*YOUR TASK*.
The lines from the top of the material through the line with "2C6.480 2 2" are to be set down exactly. Leave the pictures out.

────────

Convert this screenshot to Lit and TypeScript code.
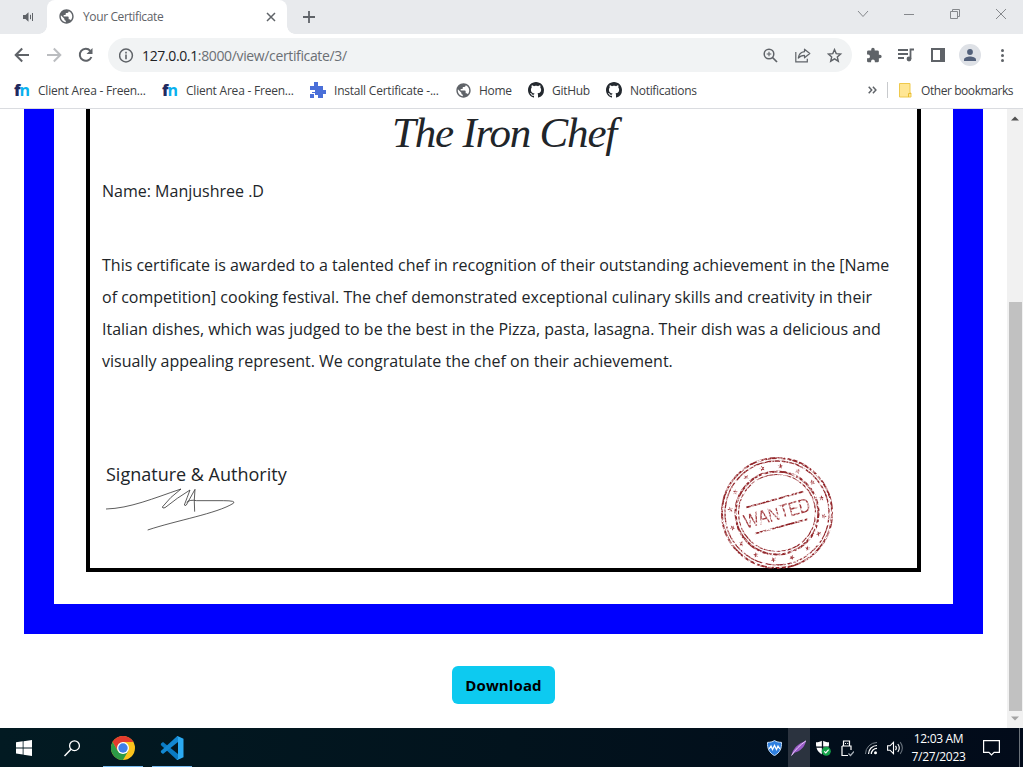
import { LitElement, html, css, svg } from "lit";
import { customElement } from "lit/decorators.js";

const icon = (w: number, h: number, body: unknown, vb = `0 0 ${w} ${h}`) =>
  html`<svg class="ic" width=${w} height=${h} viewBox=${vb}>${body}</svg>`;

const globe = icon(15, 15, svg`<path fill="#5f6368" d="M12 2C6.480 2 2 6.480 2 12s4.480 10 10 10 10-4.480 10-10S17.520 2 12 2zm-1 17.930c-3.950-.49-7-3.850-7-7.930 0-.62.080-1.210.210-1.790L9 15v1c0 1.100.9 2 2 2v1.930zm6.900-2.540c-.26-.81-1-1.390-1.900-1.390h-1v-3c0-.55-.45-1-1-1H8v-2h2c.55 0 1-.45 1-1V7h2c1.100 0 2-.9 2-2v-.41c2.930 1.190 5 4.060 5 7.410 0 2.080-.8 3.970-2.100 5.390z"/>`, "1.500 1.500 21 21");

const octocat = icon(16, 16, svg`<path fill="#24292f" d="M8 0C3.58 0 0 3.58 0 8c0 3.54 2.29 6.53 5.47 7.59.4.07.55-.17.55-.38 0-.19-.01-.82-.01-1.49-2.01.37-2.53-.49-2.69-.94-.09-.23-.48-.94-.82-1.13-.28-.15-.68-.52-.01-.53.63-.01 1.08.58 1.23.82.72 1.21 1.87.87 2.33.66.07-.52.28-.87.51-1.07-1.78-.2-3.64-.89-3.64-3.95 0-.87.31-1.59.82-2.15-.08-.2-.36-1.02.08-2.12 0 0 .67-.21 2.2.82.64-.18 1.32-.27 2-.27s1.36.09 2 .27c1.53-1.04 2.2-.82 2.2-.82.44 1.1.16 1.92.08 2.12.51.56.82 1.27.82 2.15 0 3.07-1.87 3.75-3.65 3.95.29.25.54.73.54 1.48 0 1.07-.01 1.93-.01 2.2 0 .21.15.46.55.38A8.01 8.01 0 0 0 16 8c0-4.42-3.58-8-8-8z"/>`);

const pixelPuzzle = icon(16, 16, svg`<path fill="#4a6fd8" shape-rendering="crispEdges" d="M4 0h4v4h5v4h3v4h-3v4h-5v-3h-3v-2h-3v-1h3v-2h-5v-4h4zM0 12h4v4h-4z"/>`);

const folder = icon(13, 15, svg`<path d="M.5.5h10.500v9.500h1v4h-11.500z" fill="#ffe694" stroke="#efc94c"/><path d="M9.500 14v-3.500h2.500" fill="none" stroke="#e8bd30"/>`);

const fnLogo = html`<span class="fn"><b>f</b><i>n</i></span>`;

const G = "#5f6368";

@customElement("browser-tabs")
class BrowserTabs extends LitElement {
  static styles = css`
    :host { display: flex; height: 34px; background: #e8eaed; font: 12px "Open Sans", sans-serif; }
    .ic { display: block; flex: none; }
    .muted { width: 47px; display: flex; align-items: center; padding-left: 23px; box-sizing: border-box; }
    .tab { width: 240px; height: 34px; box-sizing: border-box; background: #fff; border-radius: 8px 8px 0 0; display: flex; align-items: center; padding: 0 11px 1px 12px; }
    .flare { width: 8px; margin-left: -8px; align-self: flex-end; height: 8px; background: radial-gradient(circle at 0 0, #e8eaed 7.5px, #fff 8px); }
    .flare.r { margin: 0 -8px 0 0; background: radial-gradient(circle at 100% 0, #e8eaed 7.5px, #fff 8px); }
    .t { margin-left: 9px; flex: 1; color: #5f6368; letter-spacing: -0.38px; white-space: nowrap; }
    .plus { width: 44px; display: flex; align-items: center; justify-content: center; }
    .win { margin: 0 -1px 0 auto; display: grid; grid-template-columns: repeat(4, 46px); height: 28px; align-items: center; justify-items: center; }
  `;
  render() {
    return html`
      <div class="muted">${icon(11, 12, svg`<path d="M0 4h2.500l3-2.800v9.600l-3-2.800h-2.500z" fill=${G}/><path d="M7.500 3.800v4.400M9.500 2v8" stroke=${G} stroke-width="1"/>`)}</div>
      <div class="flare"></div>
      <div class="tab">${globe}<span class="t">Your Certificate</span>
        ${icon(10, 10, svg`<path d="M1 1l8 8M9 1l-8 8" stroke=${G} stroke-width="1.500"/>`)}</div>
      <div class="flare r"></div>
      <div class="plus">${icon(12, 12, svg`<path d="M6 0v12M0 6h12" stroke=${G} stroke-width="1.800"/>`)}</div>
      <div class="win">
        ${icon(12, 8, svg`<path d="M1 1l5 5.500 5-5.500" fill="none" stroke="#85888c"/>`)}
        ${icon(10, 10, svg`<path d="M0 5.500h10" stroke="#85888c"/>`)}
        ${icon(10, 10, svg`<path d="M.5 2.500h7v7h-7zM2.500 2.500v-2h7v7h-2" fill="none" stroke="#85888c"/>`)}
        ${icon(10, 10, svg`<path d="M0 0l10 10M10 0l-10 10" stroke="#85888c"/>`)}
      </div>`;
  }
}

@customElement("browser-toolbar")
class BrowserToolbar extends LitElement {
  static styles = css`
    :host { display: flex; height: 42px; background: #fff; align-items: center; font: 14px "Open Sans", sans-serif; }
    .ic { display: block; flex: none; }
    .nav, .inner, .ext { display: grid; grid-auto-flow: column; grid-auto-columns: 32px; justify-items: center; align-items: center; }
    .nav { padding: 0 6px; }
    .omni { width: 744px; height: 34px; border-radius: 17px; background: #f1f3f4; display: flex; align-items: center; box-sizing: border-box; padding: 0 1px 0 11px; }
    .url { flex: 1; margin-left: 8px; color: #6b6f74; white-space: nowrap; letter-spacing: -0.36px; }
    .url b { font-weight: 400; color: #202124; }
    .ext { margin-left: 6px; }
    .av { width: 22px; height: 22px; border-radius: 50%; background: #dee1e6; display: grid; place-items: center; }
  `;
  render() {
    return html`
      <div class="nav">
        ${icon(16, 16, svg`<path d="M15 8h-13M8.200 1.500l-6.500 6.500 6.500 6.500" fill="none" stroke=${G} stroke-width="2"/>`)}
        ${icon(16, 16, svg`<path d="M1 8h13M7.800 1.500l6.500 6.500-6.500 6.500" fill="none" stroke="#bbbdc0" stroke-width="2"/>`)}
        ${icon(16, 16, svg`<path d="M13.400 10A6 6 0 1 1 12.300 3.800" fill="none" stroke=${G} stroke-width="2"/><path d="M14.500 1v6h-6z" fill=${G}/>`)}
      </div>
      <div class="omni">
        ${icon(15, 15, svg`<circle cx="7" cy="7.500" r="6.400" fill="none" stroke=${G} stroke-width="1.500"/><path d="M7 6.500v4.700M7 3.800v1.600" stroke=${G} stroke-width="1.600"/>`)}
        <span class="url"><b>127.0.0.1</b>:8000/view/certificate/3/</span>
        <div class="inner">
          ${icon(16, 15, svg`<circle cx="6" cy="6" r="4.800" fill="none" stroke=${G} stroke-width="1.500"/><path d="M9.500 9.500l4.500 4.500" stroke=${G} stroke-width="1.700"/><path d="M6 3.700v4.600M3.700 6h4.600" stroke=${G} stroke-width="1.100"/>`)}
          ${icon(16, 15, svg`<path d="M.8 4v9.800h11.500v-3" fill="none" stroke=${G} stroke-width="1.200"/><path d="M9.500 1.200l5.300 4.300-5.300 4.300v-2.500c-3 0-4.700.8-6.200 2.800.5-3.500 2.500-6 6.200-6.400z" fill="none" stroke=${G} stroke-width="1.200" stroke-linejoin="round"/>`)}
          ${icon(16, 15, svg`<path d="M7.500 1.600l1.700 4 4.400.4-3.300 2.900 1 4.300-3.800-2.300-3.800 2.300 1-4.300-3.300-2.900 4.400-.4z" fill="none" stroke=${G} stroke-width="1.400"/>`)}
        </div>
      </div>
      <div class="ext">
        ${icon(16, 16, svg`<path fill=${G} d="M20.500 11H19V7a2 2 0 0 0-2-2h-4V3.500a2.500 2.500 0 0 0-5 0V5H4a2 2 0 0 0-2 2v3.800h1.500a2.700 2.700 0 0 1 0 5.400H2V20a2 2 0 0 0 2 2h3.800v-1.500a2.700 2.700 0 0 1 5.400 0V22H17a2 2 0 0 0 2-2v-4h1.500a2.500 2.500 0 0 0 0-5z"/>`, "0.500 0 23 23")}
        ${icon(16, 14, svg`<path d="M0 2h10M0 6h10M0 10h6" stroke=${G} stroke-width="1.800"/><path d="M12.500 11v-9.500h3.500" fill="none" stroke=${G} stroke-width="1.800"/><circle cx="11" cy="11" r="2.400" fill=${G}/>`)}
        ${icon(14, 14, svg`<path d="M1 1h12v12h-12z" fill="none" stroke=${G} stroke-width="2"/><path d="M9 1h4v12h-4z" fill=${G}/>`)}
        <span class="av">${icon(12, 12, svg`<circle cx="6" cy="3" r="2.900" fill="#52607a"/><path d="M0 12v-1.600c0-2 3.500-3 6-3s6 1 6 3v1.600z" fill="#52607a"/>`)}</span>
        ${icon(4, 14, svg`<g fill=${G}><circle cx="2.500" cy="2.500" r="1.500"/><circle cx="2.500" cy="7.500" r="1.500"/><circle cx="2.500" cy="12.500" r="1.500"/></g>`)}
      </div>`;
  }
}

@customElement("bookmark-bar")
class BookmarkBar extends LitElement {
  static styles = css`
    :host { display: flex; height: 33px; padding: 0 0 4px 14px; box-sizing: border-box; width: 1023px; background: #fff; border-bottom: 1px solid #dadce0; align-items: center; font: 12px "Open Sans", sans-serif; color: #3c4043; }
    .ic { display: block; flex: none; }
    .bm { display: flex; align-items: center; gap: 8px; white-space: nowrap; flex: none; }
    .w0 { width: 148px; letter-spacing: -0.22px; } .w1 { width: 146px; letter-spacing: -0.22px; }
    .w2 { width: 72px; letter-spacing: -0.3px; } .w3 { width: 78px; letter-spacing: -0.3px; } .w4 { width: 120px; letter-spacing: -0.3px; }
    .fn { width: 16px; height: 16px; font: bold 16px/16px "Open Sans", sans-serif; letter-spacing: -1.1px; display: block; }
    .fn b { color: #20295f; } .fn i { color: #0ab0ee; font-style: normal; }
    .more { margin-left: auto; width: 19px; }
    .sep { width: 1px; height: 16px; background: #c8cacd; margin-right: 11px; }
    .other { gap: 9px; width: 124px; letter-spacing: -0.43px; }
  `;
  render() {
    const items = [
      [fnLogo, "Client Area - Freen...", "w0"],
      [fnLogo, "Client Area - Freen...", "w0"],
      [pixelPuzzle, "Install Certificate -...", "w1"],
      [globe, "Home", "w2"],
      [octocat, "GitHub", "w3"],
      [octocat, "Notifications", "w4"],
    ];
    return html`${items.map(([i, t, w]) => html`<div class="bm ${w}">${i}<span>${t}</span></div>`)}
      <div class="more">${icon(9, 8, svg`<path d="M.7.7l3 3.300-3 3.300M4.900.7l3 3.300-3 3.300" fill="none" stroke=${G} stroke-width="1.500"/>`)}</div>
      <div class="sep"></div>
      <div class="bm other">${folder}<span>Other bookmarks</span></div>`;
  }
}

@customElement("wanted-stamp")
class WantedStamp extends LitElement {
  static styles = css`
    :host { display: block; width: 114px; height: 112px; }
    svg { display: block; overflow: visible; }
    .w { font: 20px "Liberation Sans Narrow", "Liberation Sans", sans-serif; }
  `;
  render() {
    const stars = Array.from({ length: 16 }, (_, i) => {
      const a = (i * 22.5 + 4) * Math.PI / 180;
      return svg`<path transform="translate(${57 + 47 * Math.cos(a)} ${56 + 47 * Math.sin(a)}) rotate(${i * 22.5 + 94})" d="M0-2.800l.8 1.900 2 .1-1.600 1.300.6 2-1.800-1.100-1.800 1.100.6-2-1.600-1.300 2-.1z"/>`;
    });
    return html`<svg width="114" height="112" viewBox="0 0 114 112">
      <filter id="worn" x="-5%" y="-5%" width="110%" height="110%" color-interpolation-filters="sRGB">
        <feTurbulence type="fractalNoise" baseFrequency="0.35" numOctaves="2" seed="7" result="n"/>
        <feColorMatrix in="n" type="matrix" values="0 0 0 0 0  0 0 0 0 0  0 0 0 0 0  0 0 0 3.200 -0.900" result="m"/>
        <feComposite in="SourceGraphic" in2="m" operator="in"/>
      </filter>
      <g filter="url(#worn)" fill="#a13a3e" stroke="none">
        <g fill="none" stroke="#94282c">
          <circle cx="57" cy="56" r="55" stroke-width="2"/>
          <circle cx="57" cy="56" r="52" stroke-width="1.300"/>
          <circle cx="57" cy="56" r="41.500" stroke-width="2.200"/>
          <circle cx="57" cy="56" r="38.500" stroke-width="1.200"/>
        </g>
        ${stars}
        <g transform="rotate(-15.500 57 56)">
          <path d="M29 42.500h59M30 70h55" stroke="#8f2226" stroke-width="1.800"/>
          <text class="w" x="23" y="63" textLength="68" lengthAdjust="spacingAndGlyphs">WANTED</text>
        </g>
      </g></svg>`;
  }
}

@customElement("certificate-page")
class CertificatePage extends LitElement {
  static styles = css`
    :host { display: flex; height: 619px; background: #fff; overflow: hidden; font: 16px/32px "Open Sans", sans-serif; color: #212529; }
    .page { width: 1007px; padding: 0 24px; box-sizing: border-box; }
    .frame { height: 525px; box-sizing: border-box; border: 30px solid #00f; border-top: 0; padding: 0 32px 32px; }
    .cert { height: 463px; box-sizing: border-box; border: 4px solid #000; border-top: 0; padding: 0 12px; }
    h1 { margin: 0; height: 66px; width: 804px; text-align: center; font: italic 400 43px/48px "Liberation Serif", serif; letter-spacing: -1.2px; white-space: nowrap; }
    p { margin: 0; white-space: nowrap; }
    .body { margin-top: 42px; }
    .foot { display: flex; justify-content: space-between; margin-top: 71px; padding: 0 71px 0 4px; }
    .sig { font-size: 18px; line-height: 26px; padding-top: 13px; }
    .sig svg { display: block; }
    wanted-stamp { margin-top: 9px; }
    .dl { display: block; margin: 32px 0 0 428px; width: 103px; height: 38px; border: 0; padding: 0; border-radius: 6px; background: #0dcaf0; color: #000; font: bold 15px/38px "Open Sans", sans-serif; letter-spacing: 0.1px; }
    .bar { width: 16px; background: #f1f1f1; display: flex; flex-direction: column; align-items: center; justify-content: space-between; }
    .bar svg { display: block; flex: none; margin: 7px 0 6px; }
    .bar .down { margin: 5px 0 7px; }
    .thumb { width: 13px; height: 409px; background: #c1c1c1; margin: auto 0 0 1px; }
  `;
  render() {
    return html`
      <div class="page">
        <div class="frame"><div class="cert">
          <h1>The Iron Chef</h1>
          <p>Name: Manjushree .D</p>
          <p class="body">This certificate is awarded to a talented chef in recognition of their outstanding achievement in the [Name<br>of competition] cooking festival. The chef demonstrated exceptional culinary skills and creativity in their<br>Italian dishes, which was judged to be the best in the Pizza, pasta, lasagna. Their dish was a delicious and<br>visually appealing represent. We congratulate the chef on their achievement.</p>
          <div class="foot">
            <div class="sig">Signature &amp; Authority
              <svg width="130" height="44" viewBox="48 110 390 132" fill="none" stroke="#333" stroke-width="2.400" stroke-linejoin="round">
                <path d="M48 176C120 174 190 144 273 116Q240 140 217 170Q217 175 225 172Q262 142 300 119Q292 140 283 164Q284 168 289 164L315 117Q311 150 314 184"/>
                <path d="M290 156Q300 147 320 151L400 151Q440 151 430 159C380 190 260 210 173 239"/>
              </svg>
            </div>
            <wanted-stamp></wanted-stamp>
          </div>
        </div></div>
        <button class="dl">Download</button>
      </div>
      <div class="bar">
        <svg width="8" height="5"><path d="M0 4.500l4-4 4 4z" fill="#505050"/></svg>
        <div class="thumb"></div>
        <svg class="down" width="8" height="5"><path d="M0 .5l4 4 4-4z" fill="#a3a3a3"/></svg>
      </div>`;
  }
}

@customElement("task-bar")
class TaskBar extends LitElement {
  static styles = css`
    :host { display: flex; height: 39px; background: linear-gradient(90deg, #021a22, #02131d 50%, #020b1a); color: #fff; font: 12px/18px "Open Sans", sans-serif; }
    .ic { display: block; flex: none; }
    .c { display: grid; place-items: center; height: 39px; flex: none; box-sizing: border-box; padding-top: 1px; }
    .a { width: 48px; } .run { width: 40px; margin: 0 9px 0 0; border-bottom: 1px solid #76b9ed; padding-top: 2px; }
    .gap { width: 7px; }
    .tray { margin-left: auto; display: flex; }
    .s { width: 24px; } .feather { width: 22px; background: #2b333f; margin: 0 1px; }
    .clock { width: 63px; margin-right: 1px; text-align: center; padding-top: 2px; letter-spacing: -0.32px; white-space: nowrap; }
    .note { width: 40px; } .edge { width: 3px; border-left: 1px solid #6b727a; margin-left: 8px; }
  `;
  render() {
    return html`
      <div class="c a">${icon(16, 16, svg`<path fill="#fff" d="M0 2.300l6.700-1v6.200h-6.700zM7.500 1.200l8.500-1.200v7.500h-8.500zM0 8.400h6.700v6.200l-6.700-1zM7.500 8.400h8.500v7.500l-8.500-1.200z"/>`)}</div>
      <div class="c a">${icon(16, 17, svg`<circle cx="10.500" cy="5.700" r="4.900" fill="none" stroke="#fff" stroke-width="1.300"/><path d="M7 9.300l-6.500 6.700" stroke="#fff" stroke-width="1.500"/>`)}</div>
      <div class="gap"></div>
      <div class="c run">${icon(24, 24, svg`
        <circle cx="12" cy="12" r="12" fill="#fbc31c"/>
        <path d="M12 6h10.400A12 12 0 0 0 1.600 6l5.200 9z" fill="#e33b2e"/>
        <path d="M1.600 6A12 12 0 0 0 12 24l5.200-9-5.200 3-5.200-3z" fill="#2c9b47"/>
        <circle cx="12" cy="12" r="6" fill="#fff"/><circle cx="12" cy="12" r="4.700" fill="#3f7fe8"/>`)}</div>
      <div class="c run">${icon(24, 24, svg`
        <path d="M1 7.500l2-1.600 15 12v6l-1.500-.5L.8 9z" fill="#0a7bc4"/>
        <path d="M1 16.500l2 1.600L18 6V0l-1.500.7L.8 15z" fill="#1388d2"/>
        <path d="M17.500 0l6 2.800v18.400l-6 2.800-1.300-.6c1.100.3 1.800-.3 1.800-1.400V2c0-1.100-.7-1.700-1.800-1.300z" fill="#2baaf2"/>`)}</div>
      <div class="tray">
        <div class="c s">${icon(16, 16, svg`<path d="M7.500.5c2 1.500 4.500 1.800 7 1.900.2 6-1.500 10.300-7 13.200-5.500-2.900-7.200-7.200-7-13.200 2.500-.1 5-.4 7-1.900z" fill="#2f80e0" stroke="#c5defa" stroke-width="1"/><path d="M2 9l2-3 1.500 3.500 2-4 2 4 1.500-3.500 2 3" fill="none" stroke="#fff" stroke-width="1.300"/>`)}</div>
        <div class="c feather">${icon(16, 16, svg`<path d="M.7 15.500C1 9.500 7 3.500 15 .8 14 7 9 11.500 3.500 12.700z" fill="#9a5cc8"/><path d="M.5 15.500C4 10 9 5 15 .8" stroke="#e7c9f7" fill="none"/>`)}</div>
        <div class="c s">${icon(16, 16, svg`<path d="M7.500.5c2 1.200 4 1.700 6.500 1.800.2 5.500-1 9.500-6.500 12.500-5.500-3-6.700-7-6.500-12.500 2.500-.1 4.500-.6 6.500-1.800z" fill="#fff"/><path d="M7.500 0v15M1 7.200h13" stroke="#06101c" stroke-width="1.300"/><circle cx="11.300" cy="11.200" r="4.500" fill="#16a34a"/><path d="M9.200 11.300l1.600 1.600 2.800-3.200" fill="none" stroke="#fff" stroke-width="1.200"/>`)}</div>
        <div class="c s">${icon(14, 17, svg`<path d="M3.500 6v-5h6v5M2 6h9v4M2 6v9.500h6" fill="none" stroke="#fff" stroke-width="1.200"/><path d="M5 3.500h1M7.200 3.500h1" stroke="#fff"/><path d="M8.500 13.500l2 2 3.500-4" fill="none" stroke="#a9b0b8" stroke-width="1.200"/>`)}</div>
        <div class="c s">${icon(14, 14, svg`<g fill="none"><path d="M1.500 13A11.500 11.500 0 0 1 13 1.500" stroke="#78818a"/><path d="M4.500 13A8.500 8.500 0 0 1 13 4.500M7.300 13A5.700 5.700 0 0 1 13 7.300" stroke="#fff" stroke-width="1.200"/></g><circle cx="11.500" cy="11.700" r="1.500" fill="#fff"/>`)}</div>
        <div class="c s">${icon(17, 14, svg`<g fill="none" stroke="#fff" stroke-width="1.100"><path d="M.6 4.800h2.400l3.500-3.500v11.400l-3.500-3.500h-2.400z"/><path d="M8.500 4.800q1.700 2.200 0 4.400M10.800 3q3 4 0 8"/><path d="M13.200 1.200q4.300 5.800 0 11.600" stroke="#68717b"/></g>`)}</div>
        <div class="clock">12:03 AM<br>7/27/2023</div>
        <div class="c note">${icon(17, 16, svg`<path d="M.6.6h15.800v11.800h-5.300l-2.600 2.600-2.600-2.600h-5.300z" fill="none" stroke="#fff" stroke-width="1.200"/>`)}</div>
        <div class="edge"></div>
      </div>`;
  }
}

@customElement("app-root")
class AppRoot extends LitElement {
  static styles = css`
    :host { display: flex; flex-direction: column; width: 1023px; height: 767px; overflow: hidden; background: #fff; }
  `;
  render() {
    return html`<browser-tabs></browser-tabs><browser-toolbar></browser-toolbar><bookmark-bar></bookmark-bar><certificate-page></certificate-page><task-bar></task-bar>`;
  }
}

────────

*WRITTEN RESPONSE*.
Convert this screenshot to Lit and TypeScript code.
import { LitElement, html, css, svg } from "lit";
import { customElement } from "lit/decorators.js";

const icon = (w: number, h: number, body: unknown, vb = `0 0 ${w} ${h}`) =>
  html`<svg class="ic" width=${w} height=${h} viewBox=${vb}>${body}</svg>`;

const globe = icon(15, 15, svg`<path fill="#5f6368" d="M12 2C6.480 2 2 6.480 2 12s4.480 10 10 10 10-4.480 10-10S17.520 2 12 2zm-1 17.930c-3.950-.49-7-3.850-7-7.930 0-.62.080-1.210.210-1.790L9 15v1c0 1.100.9 2 2 2v1.930zm6.900-2.540c-.26-.81-1-1.390-1.900-1.390h-1v-3c0-.55-.45-1-1-1H8v-2h2c.55 0 1-.45 1-1V7h2c1.100 0 2-.9 2-2v-.41c2.930 1.190 5 4.060 5 7.410 0 2.080-.8 3.970-2.100 5.390z"/>`, "1.500 1.500 21 21");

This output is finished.